**Data lines**:
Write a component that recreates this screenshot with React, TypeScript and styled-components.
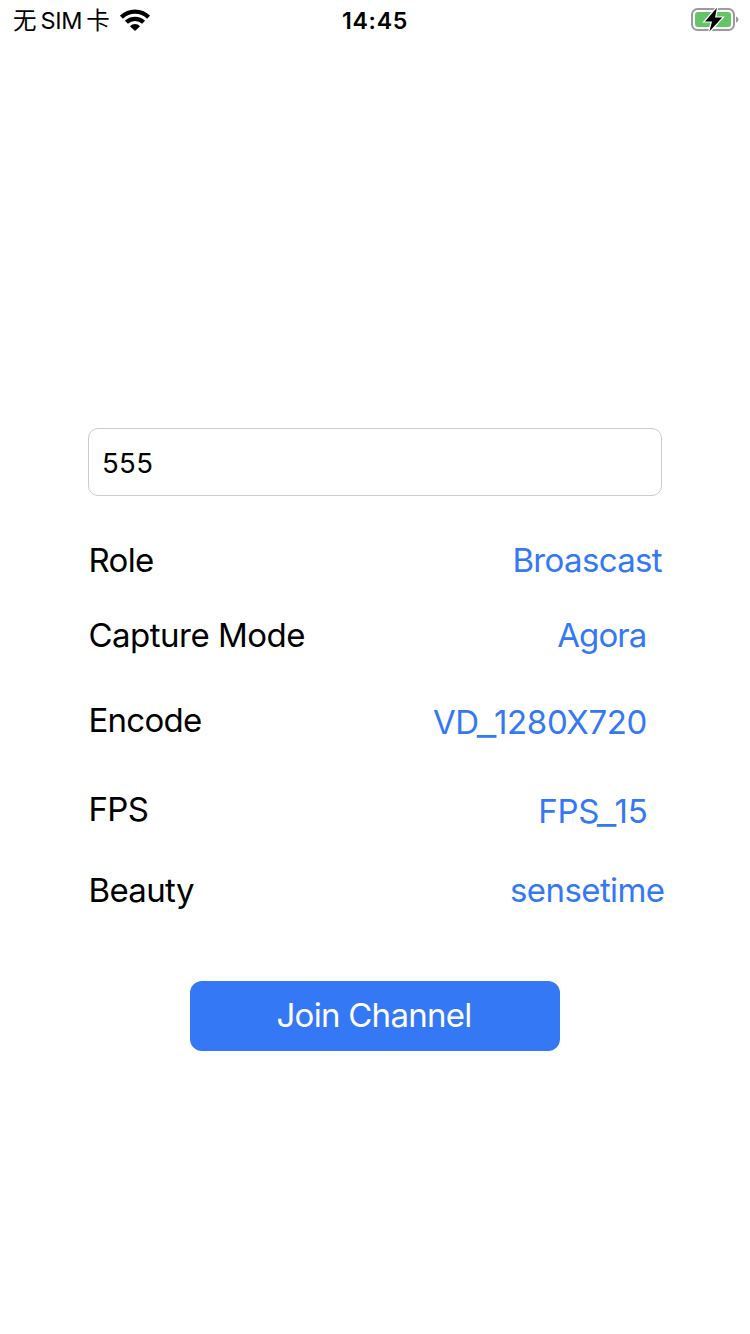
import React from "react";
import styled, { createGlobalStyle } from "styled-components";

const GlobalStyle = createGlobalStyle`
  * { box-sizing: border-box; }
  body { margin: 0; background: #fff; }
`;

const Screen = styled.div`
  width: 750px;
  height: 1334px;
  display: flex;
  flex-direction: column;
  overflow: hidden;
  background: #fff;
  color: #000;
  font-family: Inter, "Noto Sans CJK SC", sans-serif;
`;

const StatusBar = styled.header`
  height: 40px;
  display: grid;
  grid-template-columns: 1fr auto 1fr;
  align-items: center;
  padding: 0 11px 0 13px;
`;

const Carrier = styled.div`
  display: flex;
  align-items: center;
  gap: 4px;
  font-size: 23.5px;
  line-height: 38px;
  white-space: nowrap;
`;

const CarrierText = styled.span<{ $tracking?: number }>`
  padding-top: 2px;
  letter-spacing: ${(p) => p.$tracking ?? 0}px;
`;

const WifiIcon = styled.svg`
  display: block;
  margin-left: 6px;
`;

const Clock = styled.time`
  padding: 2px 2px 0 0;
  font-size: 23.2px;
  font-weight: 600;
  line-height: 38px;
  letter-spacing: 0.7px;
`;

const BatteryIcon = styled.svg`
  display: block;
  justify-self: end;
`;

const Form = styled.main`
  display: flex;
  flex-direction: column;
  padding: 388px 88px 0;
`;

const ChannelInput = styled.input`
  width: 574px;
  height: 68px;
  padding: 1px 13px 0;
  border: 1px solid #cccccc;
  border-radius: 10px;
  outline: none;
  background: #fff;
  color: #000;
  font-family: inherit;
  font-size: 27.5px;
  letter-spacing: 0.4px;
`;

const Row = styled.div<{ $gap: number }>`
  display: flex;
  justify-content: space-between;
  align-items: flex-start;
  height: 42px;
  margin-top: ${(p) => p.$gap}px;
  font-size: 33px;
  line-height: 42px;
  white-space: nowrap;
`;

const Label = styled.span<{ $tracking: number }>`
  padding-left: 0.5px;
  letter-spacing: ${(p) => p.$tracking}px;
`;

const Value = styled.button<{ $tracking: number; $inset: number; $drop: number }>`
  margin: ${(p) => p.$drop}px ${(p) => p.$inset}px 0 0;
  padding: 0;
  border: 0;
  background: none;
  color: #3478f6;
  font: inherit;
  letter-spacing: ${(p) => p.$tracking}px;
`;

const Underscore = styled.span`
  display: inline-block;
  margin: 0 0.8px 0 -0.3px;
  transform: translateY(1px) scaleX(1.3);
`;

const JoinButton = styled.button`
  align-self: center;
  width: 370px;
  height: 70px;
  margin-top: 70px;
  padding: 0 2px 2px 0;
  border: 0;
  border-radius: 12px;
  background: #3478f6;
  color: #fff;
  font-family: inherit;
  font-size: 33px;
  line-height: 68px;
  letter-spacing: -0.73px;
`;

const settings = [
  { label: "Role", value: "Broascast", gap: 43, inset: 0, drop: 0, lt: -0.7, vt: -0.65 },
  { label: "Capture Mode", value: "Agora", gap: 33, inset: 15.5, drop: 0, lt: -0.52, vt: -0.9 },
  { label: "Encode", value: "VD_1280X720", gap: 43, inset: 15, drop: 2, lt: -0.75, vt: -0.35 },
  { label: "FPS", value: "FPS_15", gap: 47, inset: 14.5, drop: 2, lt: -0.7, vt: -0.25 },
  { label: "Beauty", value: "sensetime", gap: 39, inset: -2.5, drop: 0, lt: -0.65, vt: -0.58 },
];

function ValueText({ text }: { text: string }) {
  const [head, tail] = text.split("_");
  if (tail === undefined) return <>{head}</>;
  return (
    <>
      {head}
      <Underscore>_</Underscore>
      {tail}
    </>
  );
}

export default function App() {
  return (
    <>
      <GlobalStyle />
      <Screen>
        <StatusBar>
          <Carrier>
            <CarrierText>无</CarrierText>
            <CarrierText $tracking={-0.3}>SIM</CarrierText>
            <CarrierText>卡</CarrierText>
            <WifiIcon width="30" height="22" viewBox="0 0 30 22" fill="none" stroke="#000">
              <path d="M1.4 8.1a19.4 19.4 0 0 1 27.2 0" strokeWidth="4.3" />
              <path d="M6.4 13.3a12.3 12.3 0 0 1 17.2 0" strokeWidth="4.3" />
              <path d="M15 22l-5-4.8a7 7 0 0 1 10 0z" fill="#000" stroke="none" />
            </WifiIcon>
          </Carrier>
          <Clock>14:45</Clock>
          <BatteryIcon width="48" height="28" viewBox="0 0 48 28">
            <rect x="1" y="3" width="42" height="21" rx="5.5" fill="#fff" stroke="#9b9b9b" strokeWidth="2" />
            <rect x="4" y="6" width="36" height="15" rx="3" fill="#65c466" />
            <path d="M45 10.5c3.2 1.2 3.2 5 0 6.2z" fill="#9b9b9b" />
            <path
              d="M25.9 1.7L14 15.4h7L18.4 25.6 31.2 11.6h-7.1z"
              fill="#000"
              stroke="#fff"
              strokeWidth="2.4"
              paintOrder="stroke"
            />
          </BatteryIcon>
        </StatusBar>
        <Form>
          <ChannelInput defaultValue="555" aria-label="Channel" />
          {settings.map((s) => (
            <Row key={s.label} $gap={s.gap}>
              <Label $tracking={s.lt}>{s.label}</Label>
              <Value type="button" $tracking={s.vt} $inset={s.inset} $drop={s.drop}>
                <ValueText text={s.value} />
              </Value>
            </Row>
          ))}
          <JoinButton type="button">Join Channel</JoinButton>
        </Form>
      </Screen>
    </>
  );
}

**Request**:
Copy out all of the material exactly as written, without its pictures.

**Answer to this problem**:
Write a component that recreates this screenshot with React, TypeScript and styled-components.
import React from "react";
import styled, { createGlobalStyle } from "styled-components";

const GlobalStyle = createGlobalStyle`
  * { box-sizing: border-box; }
  body { margin: 0; background: #fff; }
`;

const Screen = styled.div`
  width: 750px;
  height: 1334px;
  display: flex;
  flex-direction: column;
  overflow: hidden;
  background: #fff;
  color: #000;
  font-family: Inter, "Noto Sans CJK SC", sans-serif;
`;

const StatusBar = styled.header`
  height: 40px;
  display: grid;
  grid-template-columns: 1fr auto 1fr;
  align-items: center;
  padding: 0 11px 0 13px;
`;

const Carrier = styled.div`
  display: flex;
  align-items: center;
  gap: 4px;
  font-size: 23.5px;
  line-height: 38px;
  white-space: nowrap;
`;

const CarrierText = styled.span<{ $tracking?: number }>`
  padding-top: 2px;
  letter-spacing: ${(p) => p.$tracking ?? 0}px;
`;

const WifiIcon = styled.svg`
  display: block;
  margin-left: 6px;
`;

const Clock = styled.time`
  padding: 2px 2px 0 0;
  font-size: 23.2px;
  font-weight: 600;
  line-height: 38px;
  letter-spacing: 0.7px;
`;

const BatteryIcon = styled.svg`
  display: block;
  justify-self: end;
`;

const Form = styled.main`
  display: flex;
  flex-direction: column;
  padding: 388px 88px 0;
`;

const ChannelInput = styled.input`
  width: 574px;
  height: 68px;
  padding: 1px 13px 0;
  border: 1px solid #cccccc;
  border-radius: 10px;
  outline: none;
  background: #fff;
  color: #000;
  font-family: inherit;
  font-size: 27.5px;
  letter-spacing: 0.4px;
`;

const Row = styled.div<{ $gap: number }>`
  display: flex;
  justify-content: space-between;
  align-items: flex-start;
  height: 42px;
  margin-top: ${(p) => p.$gap}px;
  font-size: 33px;
  line-height: 42px;
  white-space: nowrap;
`;

const Label = styled.span<{ $tracking: number }>`
  padding-left: 0.5px;
  letter-spacing: ${(p) => p.$tracking}px;
`;

const Value = styled.button<{ $tracking: number; $inset: number; $drop: number }>`
  margin: ${(p) => p.$drop}px ${(p) => p.$inset}px 0 0;
  padding: 0;
  border: 0;
  background: none;
  color: #3478f6;
  font: inherit;
  letter-spacing: ${(p) => p.$tracking}px;
`;

const Underscore = styled.span`
  display: inline-block;
  margin: 0 0.8px 0 -0.3px;
  transform: translateY(1px) scaleX(1.3);
`;

const JoinButton = styled.button`
  align-self: center;
  width: 370px;
  height: 70px;
  margin-top: 70px;
  padding: 0 2px 2px 0;
  border: 0;
  border-radius: 12px;
  background: #3478f6;
  color: #fff;
  font-family: inherit;
  font-size: 33px;
  line-height: 68px;
  letter-spacing: -0.73px;
`;

const settings = [
  { label: "Role", value: "Broascast", gap: 43, inset: 0, drop: 0, lt: -0.7, vt: -0.65 },
  { label: "Capture Mode", value: "Agora", gap: 33, inset: 15.5, drop: 0, lt: -0.52, vt: -0.9 },
  { label: "Encode", value: "VD_1280X720", gap: 43, inset: 15, drop: 2, lt: -0.75, vt: -0.35 },
  { label: "FPS", value: "FPS_15", gap: 47, inset: 14.5, drop: 2, lt: -0.7, vt: -0.25 },
  { label: "Beauty", value: "sensetime", gap: 39, inset: -2.5, drop: 0, lt: -0.65, vt: -0.58 },
];

function ValueText({ text }: { text: string }) {
  const [head, tail] = text.split("_");
  if (tail === undefined) return <>{head}</>;
  return (
    <>
      {head}
      <Underscore>_</Underscore>
      {tail}
    </>
  );
}

export default function App() {
  return (
    <>
      <GlobalStyle />
      <Screen>
        <StatusBar>
          <Carrier>
            <CarrierText>无</CarrierText>
            <CarrierText $tracking={-0.3}>SIM</CarrierText>
            <CarrierText>卡</CarrierText>
            <WifiIcon width="30" height="22" viewBox="0 0 30 22" fill="none" stroke="#000">
              <path d="M1.4 8.1a19.4 19.4 0 0 1 27.2 0" strokeWidth="4.3" />
              <path d="M6.4 13.3a12.3 12.3 0 0 1 17.2 0" strokeWidth="4.3" />
              <path d="M15 22l-5-4.8a7 7 0 0 1 10 0z" fill="#000" stroke="none" />
            </WifiIcon>
          </Carrier>
          <Clock>14:45</Clock>
          <BatteryIcon width="48" height="28" viewBox="0 0 48 28">
            <rect x="1" y="3" width="42" height="21" rx="5.5" fill="#fff" stroke="#9b9b9b" strokeWidth="2" />
            <rect x="4" y="6" width="36" height="15" rx="3" fill="#65c466" />
            <path d="M45 10.5c3.2 1.2 3.2 5 0 6.2z" fill="#9b9b9b" />
            <path
              d="M25.9 1.7L14 15.4h7L18.4 25.6 31.2 11.6h-7.1z"
              fill="#000"
              stroke="#fff"
              strokeWidth="2.4"
              paintOrder="stroke"
            />
          </BatteryIcon>
        </StatusBar>
        <Form>
          <ChannelInput defaultValue="555" aria-label="Channel" />
          {settings.map((s) => (
            <Row key={s.label} $gap={s.gap}>
              <Label $tracking={s.lt}>{s.label}</Label>
              <Value type="button" $tracking={s.vt} $inset={s.inset} $drop={s.drop}>
                <ValueText text={s.value} />
              </Value>
            </Row>
          ))}
          <JoinButton type="button">Join Channel</JoinButton>
        </Form>
      </Screen>
    </>
  );
}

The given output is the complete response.